Rude Indian Defenses in the Bad Lands.

The Situation Has Not Improved and the Hostile Ghost Dancers Are Still Out. Buffalo Bill's Expedition to Arrest Sitting Bull.

The Bee has the following from its special correspondent at Pine Ridge agency, S. D., via Rushville, Neb.:

"The hostile Indians are making use of every moment's delay on the part of the military to move on them by strengthening their now almost impregnable camp in the dreaded Bad Lands. The five or six hundred squaws with them are working day and night digging rifle pits about the camp. This is something very unusual, if not unprecedented, on the part of Indians preparing for war. The reason for this move is, our scout says, more to insure the protection of the immense quantities of stolen beef and provisions in the camp than to insure a greater slaughter of soldiers. The moment that these supplies are captured by the military that moment the Indians must surrender unless their thirst for blood is so intense as to lead them to fight until they are downed either by starvation or United States bullets. At best, whether the military can capture the bulk of the hostiles' supplies or not, the Indians have undoubtedly secreted small quantities sufficient in the aggregate to run them for at least eight or ten weeks.

Agent Royer fulfilled his promise to reward the friendlies who continue staying in the vicinity of the agency and has made a special issue of provisions. More than five hundred squaws presented themselves at the storehouse yesterday and went away loaded down with food. There was not a male Indian in the throng. It is rumored that Two Strike, the chief under whom the hostiles are marshaled, is wheeling around within shooting distance of the agency for the purpose of getting additional pointers on the military.

A special dispatch from Winnipeg says that Superintendent McCall, who has charge of the Canadian Indians from Lake Superior to the western boundary of Manitoba, says that so far as his superintendency is concerned the Indians have not been affected by the Messiah craze. The danger is from the Cree tribes in Assinaboa, lying west of his district. They are in close proximity to their American brethren and the latter, if contemplating war, would be certain to send runners among them. He had not heard, however, that they were restless.

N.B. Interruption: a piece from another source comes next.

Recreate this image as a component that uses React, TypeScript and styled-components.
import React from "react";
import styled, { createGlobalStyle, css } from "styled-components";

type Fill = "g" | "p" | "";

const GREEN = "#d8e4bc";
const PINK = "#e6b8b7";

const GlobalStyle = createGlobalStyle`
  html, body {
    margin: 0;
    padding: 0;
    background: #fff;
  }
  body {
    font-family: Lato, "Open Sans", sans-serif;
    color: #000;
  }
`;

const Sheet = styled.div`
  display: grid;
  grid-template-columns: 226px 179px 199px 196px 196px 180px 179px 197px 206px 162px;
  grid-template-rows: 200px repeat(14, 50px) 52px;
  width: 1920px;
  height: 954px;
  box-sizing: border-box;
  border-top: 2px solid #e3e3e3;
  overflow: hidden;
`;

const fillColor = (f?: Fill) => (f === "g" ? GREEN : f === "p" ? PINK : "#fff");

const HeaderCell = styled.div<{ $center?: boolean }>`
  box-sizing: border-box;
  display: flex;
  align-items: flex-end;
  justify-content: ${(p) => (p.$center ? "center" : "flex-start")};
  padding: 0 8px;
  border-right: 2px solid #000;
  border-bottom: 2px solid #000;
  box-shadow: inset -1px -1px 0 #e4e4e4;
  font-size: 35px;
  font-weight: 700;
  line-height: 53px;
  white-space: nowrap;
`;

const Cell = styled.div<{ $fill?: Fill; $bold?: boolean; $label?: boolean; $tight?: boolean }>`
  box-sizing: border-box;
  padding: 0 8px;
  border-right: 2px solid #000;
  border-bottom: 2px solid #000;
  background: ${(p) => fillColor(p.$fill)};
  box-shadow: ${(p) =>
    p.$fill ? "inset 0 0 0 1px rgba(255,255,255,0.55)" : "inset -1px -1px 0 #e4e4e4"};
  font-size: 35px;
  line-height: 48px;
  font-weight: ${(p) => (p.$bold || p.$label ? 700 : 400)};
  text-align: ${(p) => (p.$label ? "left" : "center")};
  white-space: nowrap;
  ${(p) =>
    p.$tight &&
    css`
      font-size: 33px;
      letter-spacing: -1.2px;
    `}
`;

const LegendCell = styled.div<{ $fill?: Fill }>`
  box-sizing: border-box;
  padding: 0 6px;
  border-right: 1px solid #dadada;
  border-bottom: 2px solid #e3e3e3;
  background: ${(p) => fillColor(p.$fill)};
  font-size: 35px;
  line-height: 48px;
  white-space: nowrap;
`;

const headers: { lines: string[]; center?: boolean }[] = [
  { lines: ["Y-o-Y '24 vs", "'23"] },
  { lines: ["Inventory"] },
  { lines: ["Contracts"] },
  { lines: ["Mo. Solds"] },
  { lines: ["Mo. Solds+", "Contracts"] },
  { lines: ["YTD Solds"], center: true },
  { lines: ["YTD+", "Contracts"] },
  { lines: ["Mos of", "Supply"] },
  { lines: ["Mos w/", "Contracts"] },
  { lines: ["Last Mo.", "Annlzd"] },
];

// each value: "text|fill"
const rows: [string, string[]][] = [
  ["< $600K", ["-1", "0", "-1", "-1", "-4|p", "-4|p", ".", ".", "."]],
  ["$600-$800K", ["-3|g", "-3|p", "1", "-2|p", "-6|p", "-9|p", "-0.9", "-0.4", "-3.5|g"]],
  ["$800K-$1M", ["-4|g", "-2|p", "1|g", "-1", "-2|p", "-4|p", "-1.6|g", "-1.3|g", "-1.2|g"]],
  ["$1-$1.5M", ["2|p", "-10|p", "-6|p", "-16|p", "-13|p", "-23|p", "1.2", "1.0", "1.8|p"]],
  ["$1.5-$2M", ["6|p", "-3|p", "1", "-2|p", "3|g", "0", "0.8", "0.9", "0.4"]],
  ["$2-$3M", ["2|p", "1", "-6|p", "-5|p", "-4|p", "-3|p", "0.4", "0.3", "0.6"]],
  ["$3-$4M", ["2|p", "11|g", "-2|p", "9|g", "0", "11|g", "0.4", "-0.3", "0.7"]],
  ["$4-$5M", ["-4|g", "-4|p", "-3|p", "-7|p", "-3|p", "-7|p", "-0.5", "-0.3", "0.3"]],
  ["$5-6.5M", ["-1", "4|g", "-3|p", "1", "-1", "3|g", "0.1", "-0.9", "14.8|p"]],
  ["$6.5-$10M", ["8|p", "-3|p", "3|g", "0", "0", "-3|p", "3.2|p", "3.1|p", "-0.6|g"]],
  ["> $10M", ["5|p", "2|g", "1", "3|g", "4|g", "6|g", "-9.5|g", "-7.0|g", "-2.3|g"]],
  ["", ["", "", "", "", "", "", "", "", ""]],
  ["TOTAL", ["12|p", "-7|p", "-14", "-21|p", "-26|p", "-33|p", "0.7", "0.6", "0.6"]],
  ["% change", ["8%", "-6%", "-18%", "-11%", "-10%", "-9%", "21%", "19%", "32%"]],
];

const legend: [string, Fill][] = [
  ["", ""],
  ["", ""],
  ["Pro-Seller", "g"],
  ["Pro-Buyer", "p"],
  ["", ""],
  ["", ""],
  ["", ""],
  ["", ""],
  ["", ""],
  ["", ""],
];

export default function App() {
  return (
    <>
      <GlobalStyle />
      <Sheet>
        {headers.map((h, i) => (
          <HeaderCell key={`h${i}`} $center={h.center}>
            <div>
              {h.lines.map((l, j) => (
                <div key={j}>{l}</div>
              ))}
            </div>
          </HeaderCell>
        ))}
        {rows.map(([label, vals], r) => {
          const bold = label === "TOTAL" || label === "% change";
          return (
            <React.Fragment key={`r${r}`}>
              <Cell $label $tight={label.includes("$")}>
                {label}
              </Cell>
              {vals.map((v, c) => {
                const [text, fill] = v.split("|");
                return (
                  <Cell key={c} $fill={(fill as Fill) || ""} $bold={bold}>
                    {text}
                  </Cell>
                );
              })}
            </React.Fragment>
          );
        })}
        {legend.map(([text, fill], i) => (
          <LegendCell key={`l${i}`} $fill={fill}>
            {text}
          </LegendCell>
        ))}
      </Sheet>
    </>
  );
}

Dr. Frank Powell returned to his home in this city yesterday from Standing Rock agency, North Dakota, accompanied by William F. Cody (Buffalo Bill) and R. H. Haslem (Pony Bob). Colonel Cody stated that his party was in the heart of the Indian country, seventeen miles from the camp of Sitting Bull, where the ghost dance was in progress. "Our mission was to capture Sitting Bull," said Colonel Cody, "and we would have accomplished our object had not a courier overtaken us on the edge of the reservation with dispatches from the President ordering our party to return without carrying General Miles' orders into effect. Our trip was not attended with any dangers. We were sent there, not on a mission of assassination, but capture. The trouble as it is now is unprecedented. Our party traveled 1,506 miles in less than seven days and our surprise was great in being recalled from our mission. We could have taken Sitting Bull, horse and all, into captivity, I am sure, without the loss of a single life. It is impossible for me to tell at this time whether this uprising will result in the destruction of thousands of lives and homes or in a peaceable settlement. It looks bad to-day, but the military may be able to handle the matter satisfactorily. We were sent out by the United States government and did our duty until called back. I am here waiting orders from the war department and, should General Miles order Powell and myself across the country at once, we will take the iron horse as far as we can go and then the saddle and take Sitting Bull and all his family, if we are ordered to do so. I am hourly expecting orders to go to the front, and the same party will accompany me."